JOHANNESBURG, June 21 (Reuters) - Ratings agency Moody’s warned on Wednesday that new regulations seeking to accelerate black ownership in South Africa’s mining industry would deter investment, raise costs and diminish cashflow generation.
Anglo American, AngloGold Ashanti, Gold Fields, Petra Diamonds, Sibanye Gold and South32 would be the most negatively affected miners if the revised mining charter is implemented, Moody’s said.
The government published its revised mining charter on June 15, raising the minimum threshold for black ownership of mining companies to 30 percent from 26 percent.
“The higher Black Economic Empowerment equity holding requirement is credit negative because it will likely require miners to use cash or raise debt to facilitate the equity transfer,” Moody’s said in a statement.

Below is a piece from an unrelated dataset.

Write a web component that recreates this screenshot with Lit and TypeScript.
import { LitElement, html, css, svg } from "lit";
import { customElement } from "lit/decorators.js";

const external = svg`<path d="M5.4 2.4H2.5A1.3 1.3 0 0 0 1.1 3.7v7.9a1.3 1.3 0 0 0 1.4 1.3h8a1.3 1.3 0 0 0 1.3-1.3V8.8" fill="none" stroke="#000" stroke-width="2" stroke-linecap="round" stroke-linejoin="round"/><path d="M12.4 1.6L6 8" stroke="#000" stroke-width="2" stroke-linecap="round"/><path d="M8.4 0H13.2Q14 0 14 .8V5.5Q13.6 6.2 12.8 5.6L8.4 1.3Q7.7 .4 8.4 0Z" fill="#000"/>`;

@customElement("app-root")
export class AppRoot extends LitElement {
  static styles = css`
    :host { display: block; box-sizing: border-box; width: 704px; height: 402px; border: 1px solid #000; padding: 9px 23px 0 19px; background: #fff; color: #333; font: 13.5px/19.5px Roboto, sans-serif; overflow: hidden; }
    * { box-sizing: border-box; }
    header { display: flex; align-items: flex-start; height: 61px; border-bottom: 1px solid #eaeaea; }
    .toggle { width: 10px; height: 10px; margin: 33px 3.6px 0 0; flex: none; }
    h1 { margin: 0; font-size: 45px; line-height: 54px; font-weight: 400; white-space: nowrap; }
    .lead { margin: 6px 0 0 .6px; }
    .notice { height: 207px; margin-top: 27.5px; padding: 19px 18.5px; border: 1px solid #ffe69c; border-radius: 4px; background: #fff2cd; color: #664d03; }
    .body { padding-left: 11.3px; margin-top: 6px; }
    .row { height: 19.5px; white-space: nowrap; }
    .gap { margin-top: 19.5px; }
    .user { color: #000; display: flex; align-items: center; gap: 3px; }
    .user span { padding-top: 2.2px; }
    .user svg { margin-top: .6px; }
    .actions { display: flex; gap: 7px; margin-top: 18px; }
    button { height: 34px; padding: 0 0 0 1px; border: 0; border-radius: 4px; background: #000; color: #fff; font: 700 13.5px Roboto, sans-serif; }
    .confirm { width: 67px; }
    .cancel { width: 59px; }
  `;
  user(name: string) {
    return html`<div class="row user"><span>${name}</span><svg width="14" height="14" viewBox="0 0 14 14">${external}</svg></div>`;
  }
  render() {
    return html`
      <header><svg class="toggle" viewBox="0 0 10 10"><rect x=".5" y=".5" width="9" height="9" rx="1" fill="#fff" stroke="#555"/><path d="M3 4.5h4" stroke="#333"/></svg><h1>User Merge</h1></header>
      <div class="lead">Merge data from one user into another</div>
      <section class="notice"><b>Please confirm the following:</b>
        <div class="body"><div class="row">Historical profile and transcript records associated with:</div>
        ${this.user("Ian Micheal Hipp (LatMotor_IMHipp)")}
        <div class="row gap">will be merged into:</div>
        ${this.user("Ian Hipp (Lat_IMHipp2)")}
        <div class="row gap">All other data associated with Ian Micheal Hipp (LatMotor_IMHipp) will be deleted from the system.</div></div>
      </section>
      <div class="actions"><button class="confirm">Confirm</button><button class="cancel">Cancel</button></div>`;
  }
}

Black Economic Empowerment is meant to include more blacks in the economy, which is still firmly in the hands of whites more than two decades after the end of apartheid.
The ratings agency added that it expects current shareholders to be unlikely to support a further dilution of their equity interests.
The warning echoed a statement by ratings agency Fitch on Monday, which said the government was prioritising radical transformation even if it leads to a weaker business climate and hampers growth.
The Chamber of Mines, which represents mining companies, said it would challenge the new rules in court, arguing that there had been insufficient consultation.
The mining sector accounts for about 7 percent of South Africa’s economic output.